She takes the same sanguine stance when considering her own place in Irish theatre. “I have no illusions,” she says, “about how difficult it is to be considered equal in the canon. It may be reductive to divide it by gender – and there are so many brilliant writers who don’t get recognition – but it is impossible not to see how underrepresented women are, that there is a whole world of women’s work that isn’t being seen.” The problem, she says, is structural, not just institutional, and she applies the same long view to the Abbey Theatre’s recent problems. While she sympathises with current complaints about the theatre’s management, she also insists that she is “long enough in the tooth to be able to see that what’s happening is part of a pattern” that defines the Abbey’s recent history. “Someone new gets the job, there is a honeymoon period, a crisis – which is resolved or it isn’t – they leave and then it is up to the next person, who has the same cycle to confront. It has been the same with the last four directors. At the very least, it tells us how passionate we are about the culture and arts, how important people think the National Theatre still is.”

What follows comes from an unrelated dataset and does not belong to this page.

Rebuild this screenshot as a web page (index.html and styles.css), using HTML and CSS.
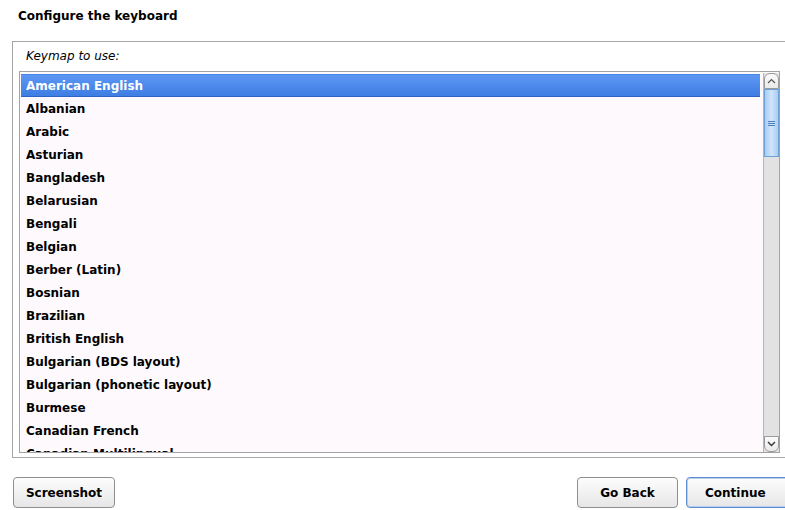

She is equally philosophical about her own place within that history. “Look, there are only so many times you can be discovered,” she says, laughing. “But, for me, the work comes in cycles anyway. You get your play on and everyone is talking, and then you have a period of wilderness. You get your work done and then you surface again, becoming interesting for people, and then it’s out to the wilderness once more. I’m in my third decade, so I can appreciate the pattern. When you are older it is easier to accept that you are not the hot thing any more. People are always fascinated by the new at the expense of the more seasoned. ‘Marina Carr! I thought we did away with her a decade ago!’ That is just the way it is, but it’s always important to remember what the elders have lived through.”

“So here I am, surfacing,” she says, “and I expect to be beheaded again. And then I will be off to the wilderness.”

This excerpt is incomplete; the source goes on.